Hey team, I am seeing a huge variation in performa...
# troubleshooting
y
Hey team, I am seeing a huge variation in performance of the following queries.
Copy code
select distinct DATETIMECONVERT(transaction_date, '1:DAYS:EPOCH', '1:DAYS:SIMPLE_DATE_FORMAT:yyyy-MM-dd', '1:DAYS') from transactions limit 1000 -- 80+ seconds
select distinct transaction_date from transactions limit 1000 -- 3.5 seconds
Can you help with the how to optimize the same. In the meanwhile we have added another column in the
yyyy-MM-dd
format to support the same.
m
How many docs does the filter select, and how many distinct values? Also what’s your jvm settings?
y
There is no filter .. about 22 billion records. And 700 distinct values.
Screenshot 2021-07-21 at 11.19.50 PM.png
m
Yeah, so I think DateTimeConvert on 22B records might be slow.
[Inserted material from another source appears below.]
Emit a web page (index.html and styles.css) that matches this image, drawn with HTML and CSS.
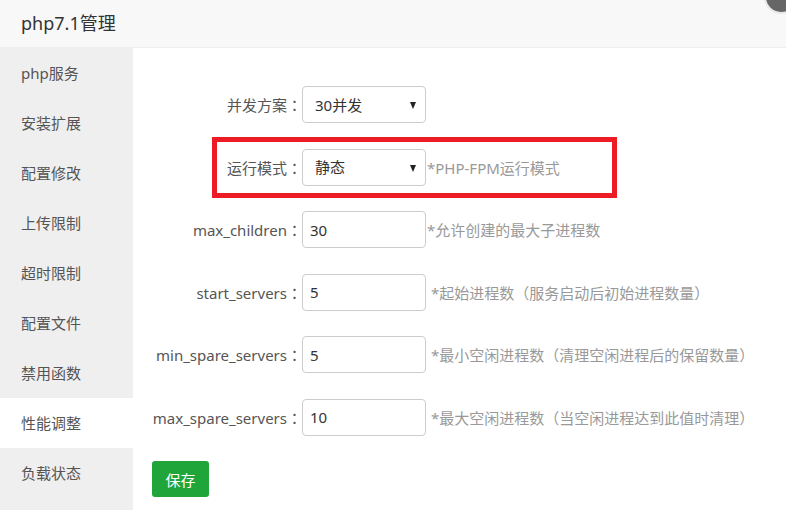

Can you try count(*) + group by
DATETIMECONVERT(transaction_date, '1:DAYS:EPOCH', '1:DAYS:SIMPLE_DATE_FORMAT:yyyy-MM-dd', '1:DAYS')
to get the distinct values?
It might be slightly faster, but not sure by how much. Also, adding another column will make it super fast.
j
I don't think doing aggregation group-by can be faster than distinct though. The cost is mainly on transform as we can see distinct itself is quite fast (second query)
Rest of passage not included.